I contacted Mr. Dragon and asked him when will I have the score to start working on this? And he said, come to my hotel first thing Monday morning, and I’ll have something for you. So about 10 o’clock Monday morning after the Sunday rehearsal, I showed up at his hotel room, and he had the first half of the score. And I said, ok, when will I have the second half of the score, and he said tomorrow morning, ten o’clock...I met him in the in the lobby of the hotel, maybe there was a reception room or something. I said is there a piano here? How are you working out this arrangement? And he looked at me like, you poor dumb kid, and he just tapped himself on the forehead, and he said, you know, it starts here, and it goes to the paper … he was a trombone player, apparently he had one of those minds where he could conceive, sketch out the arrangement in his head and go straight to paper, without sitting at a piano or anything else.

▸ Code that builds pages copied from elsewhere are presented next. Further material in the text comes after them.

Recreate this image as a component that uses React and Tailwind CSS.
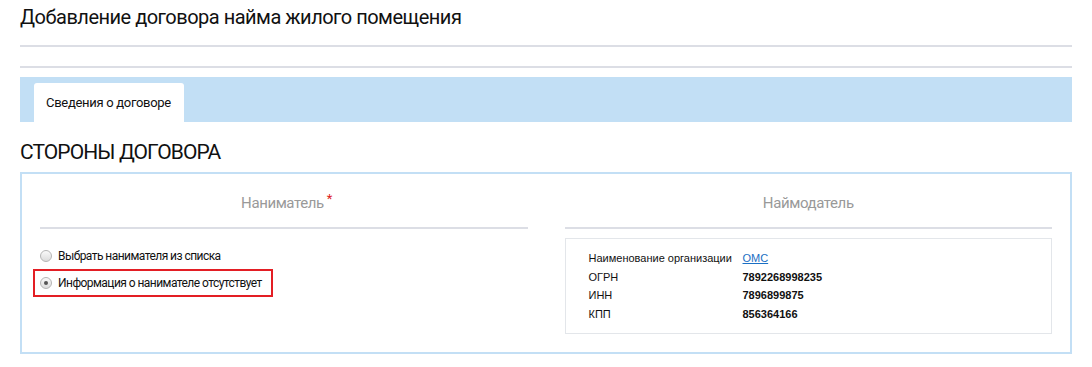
import { useState } from "react";

const cond = { fontFamily: "Roboto, 'Noto Sans', sans-serif" };

function Radio({ checked, label, onClick }) {
  return (
    <label onClick={onClick} className="flex items-center gap-[6px] cursor-pointer whitespace-nowrap">
      <span className="w-[12px] h-[12px] shrink-0 rounded-full border border-[#b5b5b5] bg-gradient-to-b from-[#fafafa] to-[#dcdcdc] flex items-center justify-center">
        {checked && <span className="w-[4px] h-[4px] rounded-full bg-[#555]" />}
      </span>
      <span className="text-[12px] leading-[16px] text-[#111] tracking-[-0.55px]">{label}</span>
    </label>
  );
}

export default function App() {
  const [choice, setChoice] = useState("none");

  const rows = [
    { label: "ОГРН", value: "7892268998235" },
    { label: "ИНН", value: "7896899875" },
    { label: "КПП", value: "856364166" },
  ];

  return (
    <div className="w-[1092px] h-[367px] bg-white px-[20px]" style={cond}>
      <h1 className="pt-[4px] h-[45px] text-[20px] text-[#111] tracking-[-0.5px] leading-[26px]">
        Добавление договора найма жилого помещения
      </h1>
      <div className="border-t-2 border-[#dcdee5] h-[21px]" />
      <div className="border-t-2 border-[#dcdee5] h-[11px]" />

      <div className="bg-[#c2dff5] h-[45px] pt-[6px] pl-[14px] flex">
        <div className="bg-white w-[150px] rounded-t-[3px] flex items-center pl-[12px] text-[13px] text-[#111] tracking-[-0.3px]">
          Сведения о договоре
        </div>
      </div>

      <h2 className="mt-[17px] h-[33px] text-[21px] leading-[26px] text-[#111] tracking-[-0.9px]">СТОРОНЫ ДОГОВОРА</h2>

      <div className="border-2 border-[#c3dff5] h-[182px] px-[18px] flex gap-[37px]">
        <div className="w-[488px]">
          <div className="h-[55px] border-b-2 border-[#dcdee5] flex items-center justify-center pt-[6px] pl-[6px]">
            <span className="text-[15px] text-[#999] tracking-[-0.4px]">Наниматель</span>
            <span className="text-[#d22] text-[13px] leading-[13px] -mt-[10px] ml-[3px]">*</span>
          </div>
          <div className="mt-[19px] flex flex-col gap-[5px]">
            <Radio checked={choice === "list"} onClick={() => setChoice("list")} label="Выбрать нанимателя из списка" />
            <div className="-ml-[7px] w-[240px] h-[28px] border-2 border-[#e31e24] pl-[5px] flex items-center">
              <Radio checked={choice === "none"} onClick={() => setChoice("none")} label="Информация о нанимателе отсутствует" />
            </div>
          </div>
        </div>

        <div className="w-[488px]">
          <div className="h-[55px] border-b-2 border-[#dcdee5] flex items-center justify-center pt-[6px]">
            <span className="text-[15px] text-[#999] tracking-[-0.4px]">Наймодатель</span>
          </div>
          <div
            className="mt-[9px] border border-[#e3e6ea] h-[96px] pl-[23px] pt-[10px] text-[11px] text-[#111] leading-[18.5px]"
            style={{ fontFamily: "'Liberation Sans', Arial, sans-serif" }}
          >
            <div className="flex">
              <span className="w-[154px]">Наименование организации</span>
              <a href="#" className="text-[#1a6fc4] underline">ОМС</a>
            </div>
            {rows.map((r) => (
              <div key={r.label} className="flex">
                <span className="w-[154px]">{r.label}</span>
                <span className="font-bold">{r.value}</span>
              </div>
            ))}
          </div>
        </div>
      </div>
    </div>
  );
}
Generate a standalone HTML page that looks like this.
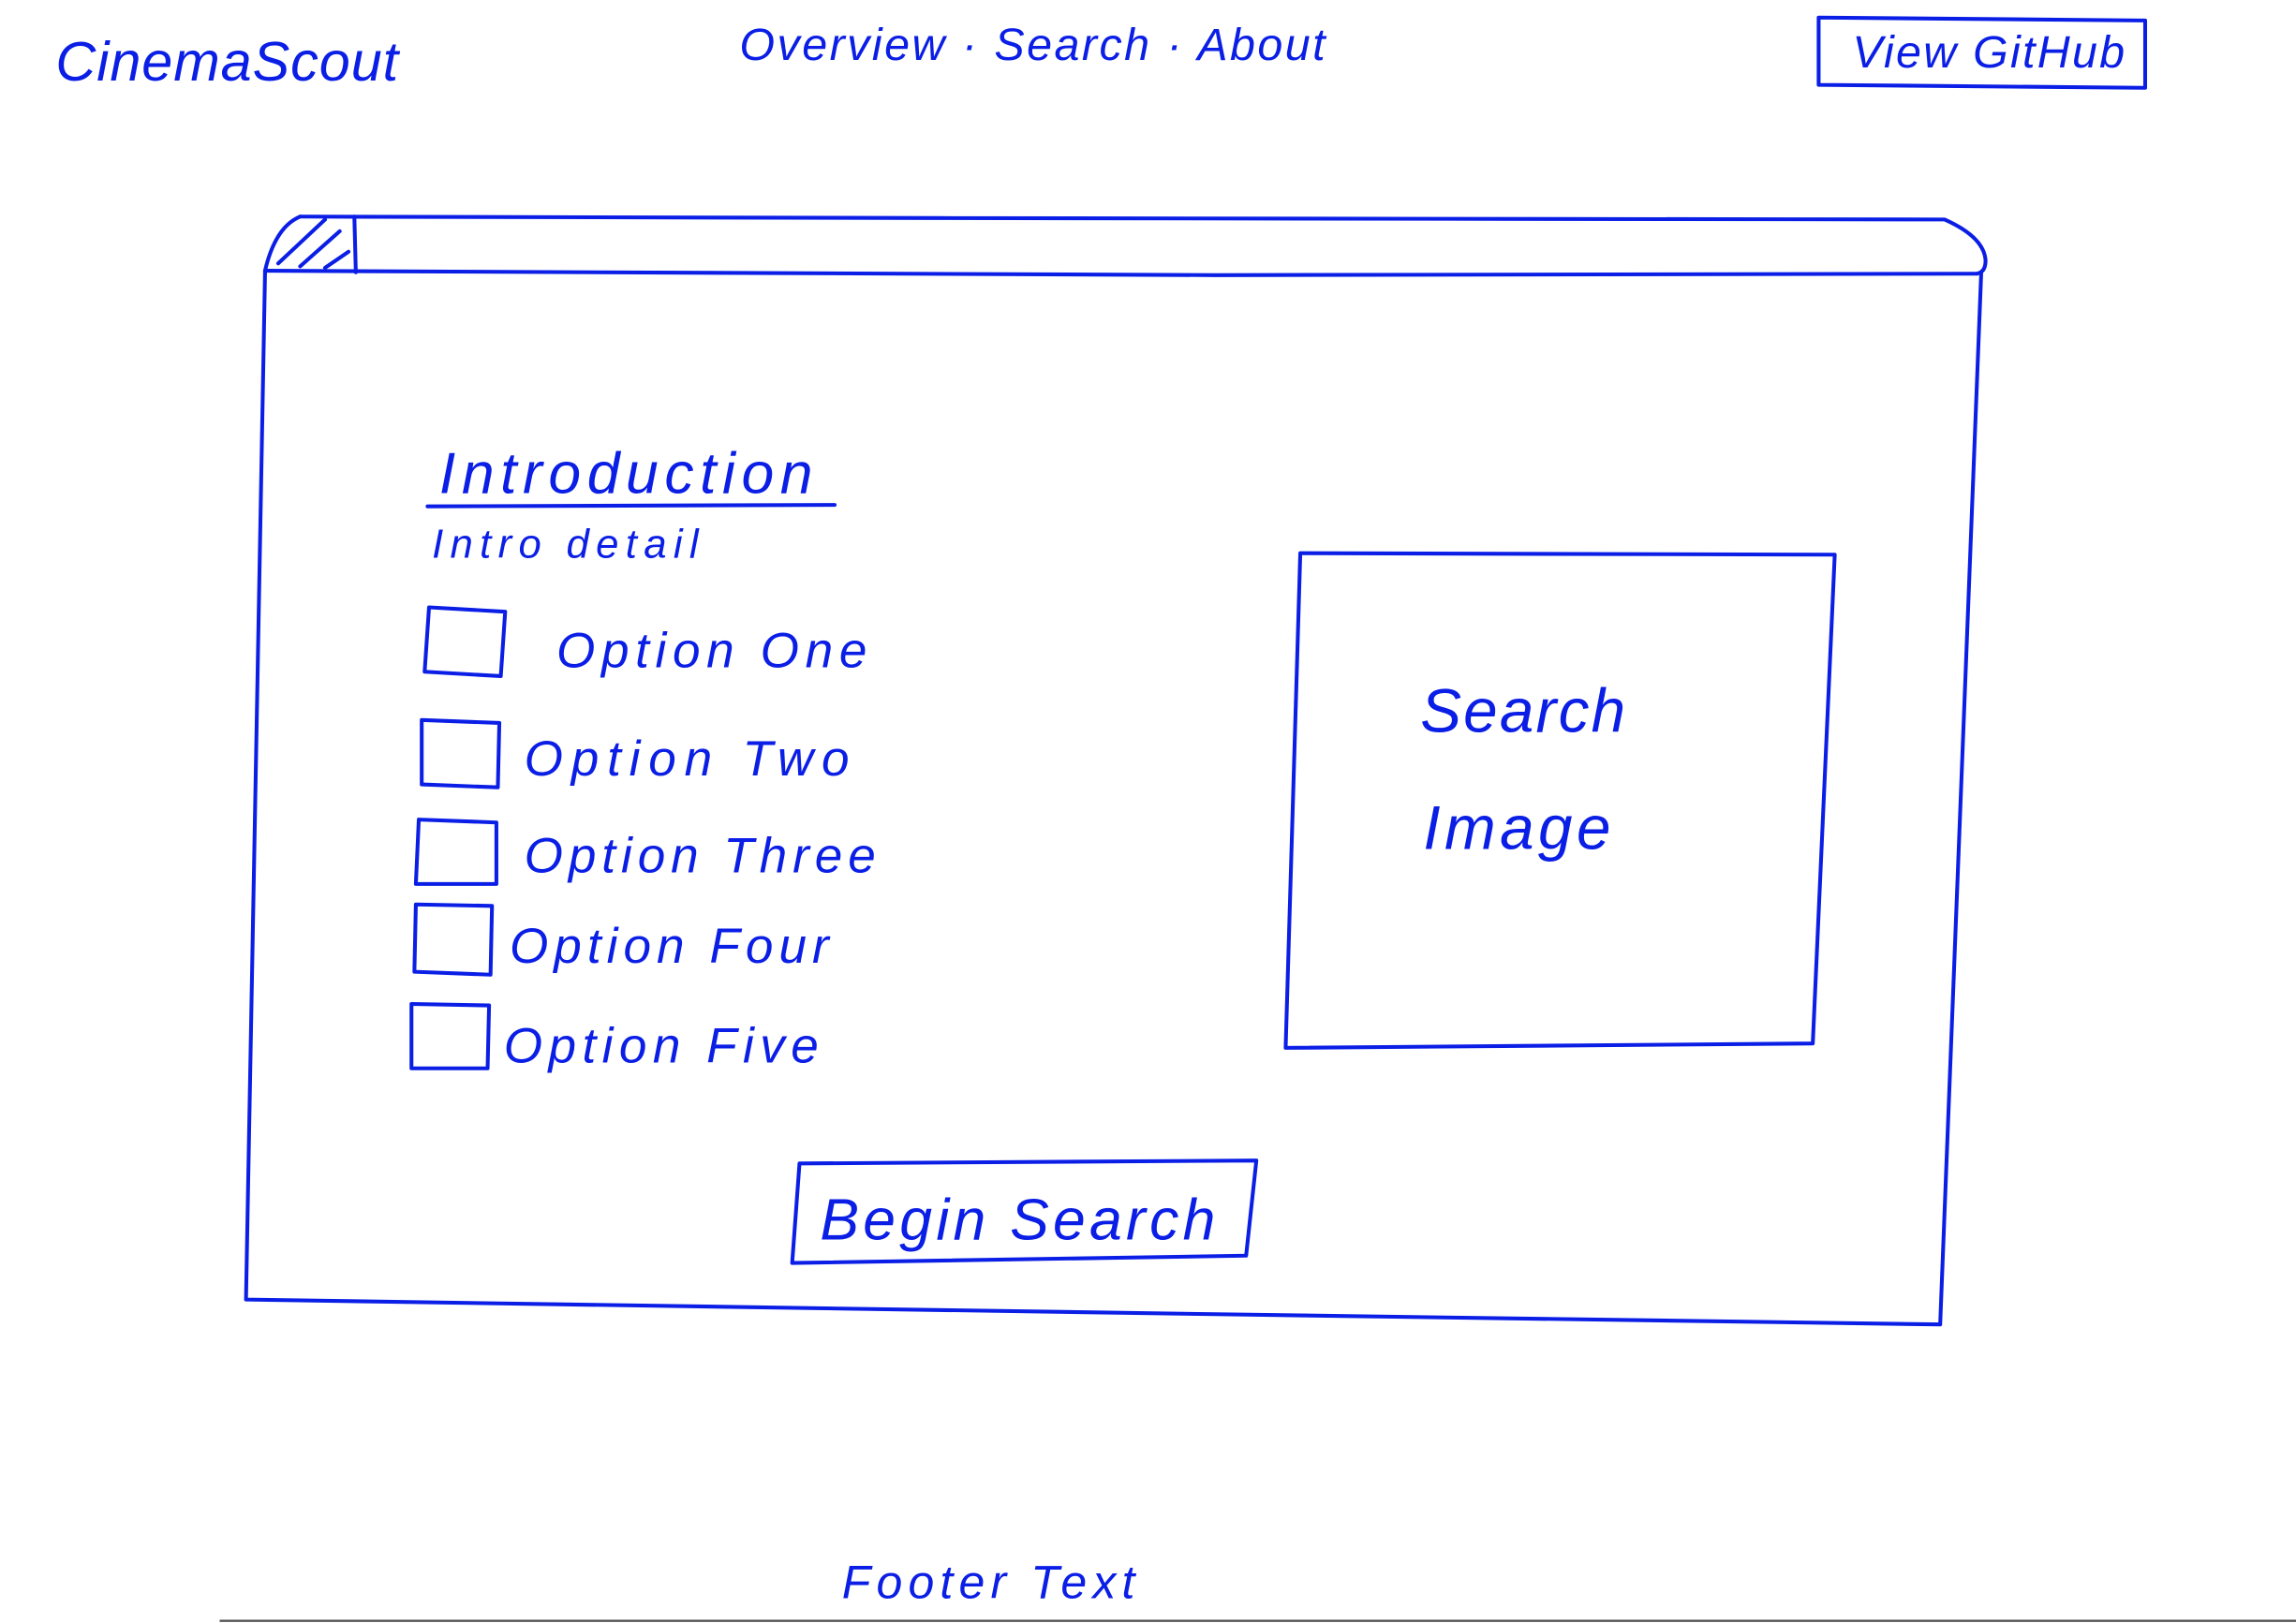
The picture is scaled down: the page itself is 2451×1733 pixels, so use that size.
<!DOCTYPE html>
<html><head><meta charset="utf-8"><style>
html,body{margin:0;padding:0;background:#fff;}
svg{display:block;}
text{font-family:"Liberation Sans",sans-serif;font-style:italic;fill:#0a1ee6;}
</style></head><body>
<svg width="2451" height="1733" viewBox="0 0 1568 1109" preserveAspectRatio="none" xmlns="http://www.w3.org/2000/svg">
<rect width="1568" height="1109" fill="#fff"/>
<g stroke="#0a1ee6" stroke-width="2.6" fill="none" stroke-linecap="round" stroke-linejoin="round">
<path d="M1242 12 L1465 14 L1465 60 L1242 58 Z"/>
<path d="M205 148 L640 149 L1328 150 Q1355 162 1356 178 Q1356 186 1350 187"/>
<path d="M205 148 Q188 155 181 185"/>
<path d="M181 185 L830 188 L1350 187"/>
<path d="M242 148 L243 186"/>
<path d="M190 180 L222 150 M205 182 L232 158 M222 183 L238 172"/>
<path d="M181 186 L168 888 L830 898 L1325 905 L1353 187"/>
<path d="M292 346 L570 345"/>
<path d="M293 415 L345 418 L342 462 L290 459 Z"/>
<path d="M288 492 L341 494 L340 538 L288 536 Z"/>
<path d="M286 560 L339 562 L339 604 L284 604 Z"/>
<path d="M284 618 L336 619 L335 666 L283 664 Z"/>
<path d="M281 686 L334 687 L333 730 L281 730 Z"/>
<path d="M888 378 L1253 379 L1238 713 L878 716 Z"/>
<path d="M546 795 L858 793 L851 858 L541 863 Z"/>
</g>
<line x1="150" y1="1107.5" x2="1568" y2="1107.5" stroke="#555" stroke-width="1.5"/>
<text x="38" y="55" font-size="38" textLength="234" lengthAdjust="spacing">CinemaScout</text>
<text x="505" y="41" font-size="31" textLength="400" lengthAdjust="spacing">Overview · Search · About</text>
<text x="1265" y="46" font-size="31" textLength="186" lengthAdjust="spacing">View GitHub</text>
<text x="300" y="337" font-size="40" textLength="255" lengthAdjust="spacing">Introduction</text>
<text x="295" y="381" font-size="28" textLength="182" lengthAdjust="spacing">Intro detail</text>
<text x="380" y="456" font-size="34" textLength="212" lengthAdjust="spacing">Option One</text>
<text x="358" y="530" font-size="34" textLength="222" lengthAdjust="spacing">Option Two</text>
<text x="358" y="596" font-size="34" textLength="240" lengthAdjust="spacing">Option Three</text>
<text x="348" y="658" font-size="34" textLength="218" lengthAdjust="spacing">Option Four</text>
<text x="344" y="726" font-size="34" textLength="215" lengthAdjust="spacing">Option Five</text>
<text x="970" y="500" font-size="42" textLength="140" lengthAdjust="spacing">Search</text>
<text x="972" y="580" font-size="42" textLength="128" lengthAdjust="spacing">Image</text>
<text x="560" y="847" font-size="40" textLength="270" lengthAdjust="spacing">Begin Search</text>
<text x="575" y="1092" font-size="32" textLength="200" lengthAdjust="spacing">Footer Text</text>
</svg>
</body></html>
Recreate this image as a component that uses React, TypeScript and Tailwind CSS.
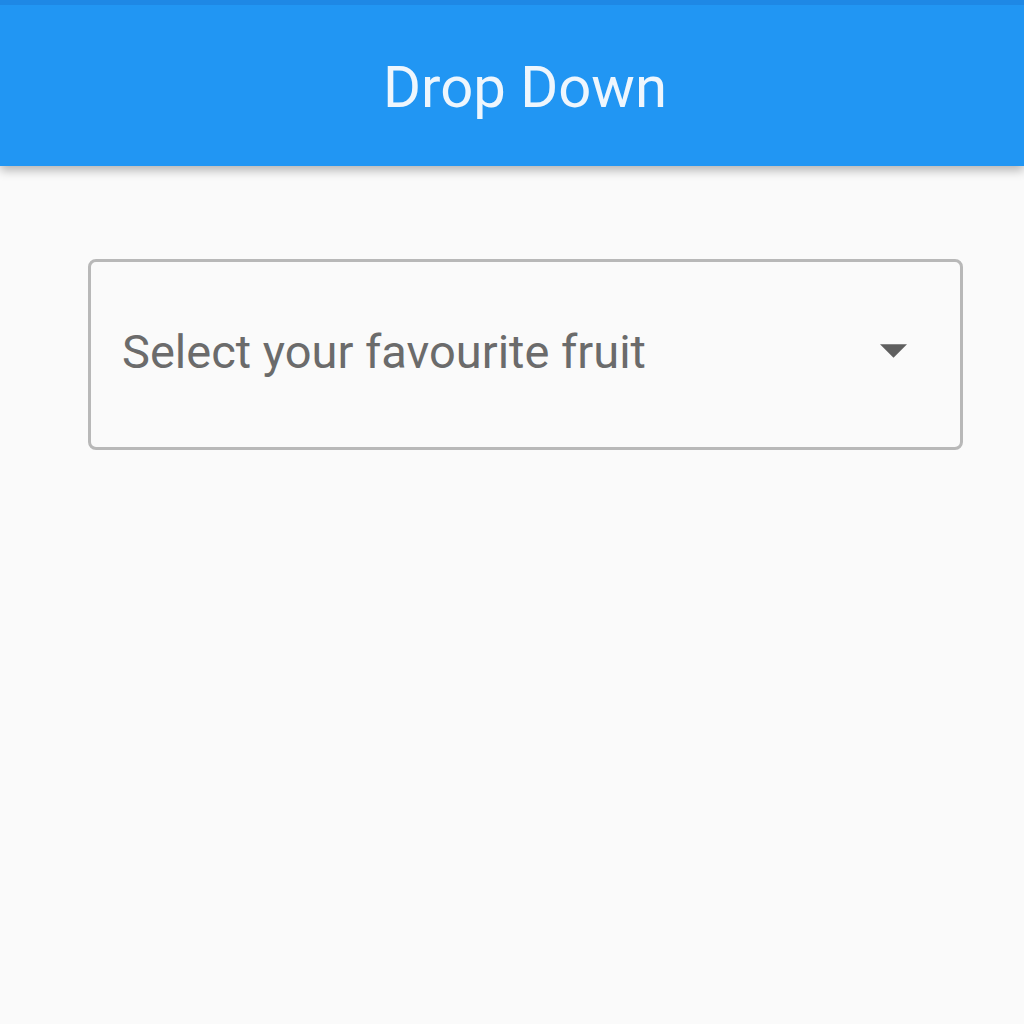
import React from 'react';

export default function App() {
    return (
        <div className="min-h-[1024px] w-[1024px] bg-[#fafafa] font-['Roboto',sans-serif]">
            <div className="border-t-[5px] border-[#1e88e5] bg-[#2196f3] h-[166px] flex items-center justify-center pl-[26px] shadow-[0_4px_10px_rgba(0,0,0,0.3)]">
                <h1 className="text-[58px] text-[#eef6fd] font-normal mt-[2px] leading-none">Drop Down</h1>
            </div>
            <div className="px-[88px] pt-[93px] pr-[61px]">
                <div className="h-[191px] border-[3px] border-[#b8b8b8] rounded-[8px] flex items-center pl-[31px] pr-[53px]">
                    <span className="flex-1 text-[47px] leading-none text-[#6b6b6b] mt-[-6px]">Select your favourite fruit</span>
                    <svg width="27" height="14" viewBox="0 0 28 14" className="mt-[-8px]">
                        <path d="M0 0 L28 0 L14 14 Z" fill="#5f5f5f" />
                    </svg>
                </div>
            </div>
        </div>
    );
}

So I showed up Tuesday and picked up the rest of the score, and, of course, we didn’t have the parts ready for Tuesday night, but I was copying like mad, and we read through it Thursday night, and it was sensational. It was really terrific and we played on Saturday night and it was very well received.
Now as the week went by, a couple of things began to dawn on me. One of them was that the reason he didn’t start the arrangement until after the Sunday night rehearsal, was that he wanted to scout out the orchestra, and find out where the good players were, and where the bad players were. I came to realize the little Alberti bass thing that’s divided up between the two bassoons at the beginning of the piece … he wrote that for me and my teacher, Richard Meek. It didn’t dawn on me until much later … it was like, “Wow! How neat! He heard us in the Sunday rehearsal and said, these are the people who can play.”
Several years later, Rogers received permission from the Dragon family estate to make a concert band adaptation, which is the version performed today.